We all love taking our bikes for a spin and feeling the wind in our hair. But we’re not too crazy about what comes after— cleaning it! Good thing we have 9 tips that make everything a lot easier!
Don’t wash your bike on the street or unit driveway since it can pose a danger to passersby. If possible, do it right on your lawn so you can water your grass at the same time.
Take out all of the cleaning products you’ll need, including your detergent, engine cleaner, bucket, microfiber towels, and WD40. Also make sure that you remove everything that you don’t want to get wet, such as your GPS, luggage, and tank bags.
Don’t leave that squashed bug or splattered mud on your bike for too long. Otherwise, they’re going to cause permanent blemishes on your paintwork. Bugs on your radiator will also cause it to overheat. So make it a habit to wash your motorcycle on a regular basis. But don’t overdo it! Washing your bike too frequently will cause issues, such as oil and fluid leaks or premature damage.
Using the right cleaning product will make a world of difference. Stay away from all-purpose housecleaning or abrasive products as these can damage your bike’s protective coating and chrome parts. Make sure that the detergents you use have a pH between 6 and 8 and that it’s safe to use on all kinds of paint.
Make sure you have separate cleaning rags and sponges for different areas. Use a sponge to clean grease off the wheels and another one to wipe off the seat to avoid grease transfer. Also, don’t underestimate the power of an old toothbrush to remove grime from hard-to-reach spots.
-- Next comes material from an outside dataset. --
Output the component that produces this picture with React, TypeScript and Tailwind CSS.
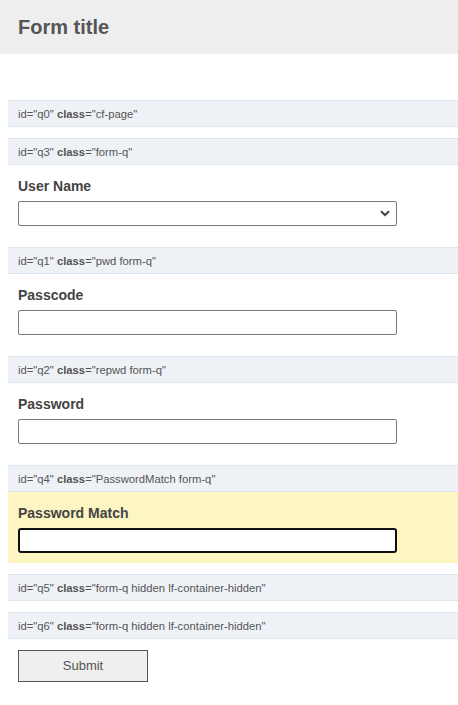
import React from "react";

function Bar({ id, cls }: { id: string; cls: string }) {
  return (
    <div className="ml-2 h-[27px] border-y border-[#dbe6ef] bg-[#eef2f6] pl-[10px] text-[11.25px] leading-[26px] text-[#555]">
      id="{id}" <b>class</b>="{cls}"
    </div>
  );
}

function Field({ label, children, yellow }: { label: string; children: React.ReactNode; yellow?: boolean }) {
  return (
    <div className={`ml-2 px-[10px] pt-[11px] pb-[10px] ${yellow ? "bg-[#fdf5c2]" : ""}`}>
      <div className="h-[20px] text-[14px] font-bold leading-[20px] text-[#444]">{label}</div>
      <div className="mt-[5px]">{children}</div>
    </div>
  );
}

export default function App() {
  return (
    <div className="min-h-[705px] bg-white" style={{ fontFamily: '"Liberation Sans", Arial, sans-serif' }}>
      <div className="flex h-[54px] items-center bg-[#eeeeee] pl-[18px] pb-[1px]">
        <h1 className="text-[20px] font-bold text-[#555]">Form title</h1>
      </div>
      <div className="mt-[46px] flex flex-col">
        <Bar id="q0" cls="cf-page" />
        <div className="mt-[11px]" />
        <Bar id="q3" cls="form-q" />
        <Field label="User Name">
          <div className="relative h-[25px] w-[379px] rounded-[2px] border border-[#767676] bg-white">
            <svg className="absolute right-[6px] top-[8px]" width="10" height="7" viewBox="0 0 10 7">
              <path d="M1 1.2 L5 5 L9 1.2" fill="none" stroke="#444" strokeWidth="2" />
            </svg>
          </div>
        </Field>
        <div className="mt-[11px]" />
        <Bar id="q1" cls="pwd form-q" />
        <Field label="Passcode">
          <div className="h-[25px] w-[379px] rounded-[2px] border border-[#767676] bg-white" />
        </Field>
        <div className="mt-[11px]" />
        <Bar id="q2" cls="repwd form-q" />
        <Field label="Password">
          <div className="h-[25px] w-[379px] rounded-[2px] border border-[#767676] bg-white" />
        </Field>
        <div className="mt-[11px]" />
        <Bar id="q4" cls="PasswordMatch form-q" />
        <Field label="Password Match" yellow>
          <div className="h-[25px] w-[379px] rounded-[3px] border-2 border-[#101010] bg-white" />
        </Field>
        <div className="mt-[11px]" />
        <Bar id="q5" cls="form-q hidden lf-container-hidden" />
        <div className="mt-[11px]" />
        <Bar id="q6" cls="form-q hidden lf-container-hidden" />
        <div className="ml-[18px] mt-[11px]">
          <button className="h-[32px] w-[130px] border border-[#555] bg-[#efefef] text-[13px] text-[#555]">
            Submit
          </button>
        </div>
      </div>
    </div>
  );
}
Be very careful when using high-pressure cleaning tools. While it can be great for hard-to-reach places and stubborn debris, it can also force water into places it’s not supposed to be and cause corrosion. Make sure that you are equipped with the know-how to handle high-pressure cleaning tools and stay away from electronics, chains, brakes, and all other delicate areas. Focus on the wheels and body instead.
When water gets inside places it’s not supposed to be, it can corrode your bike’s gears. With a clean microfiber cloth, wipe off all the leftover water on your bike to avoid any streaks. You can even ride it around the block to dry off all remaining water on the body and inside the brakes.
As you’re wiping off your bike with your soft microfiber cloth, make sure you didn’t miss any spots. This also helps you target problem areas so you can address them accordingly.
Motorcycles usually have a plastic or lacquer coating, which makes them easily susceptible to scratches. You can avoid this by opting for good quality soft waxes with UV protection properties. To make sure that your wax won’t leave any permanent damage, wipe them on an area that’s mostly out of sight. Once you’re done waxing, let it dry before you buff it out with a lint-free cloth.
WD40 is used to remove excess water and get rid of excess grease. However, because of its water dispelling capabilities, it doesn’t make for a good lubricant. Use the dedicated silicon or oil products to replenish lost lubrication on hinges, chains, cables, and levers.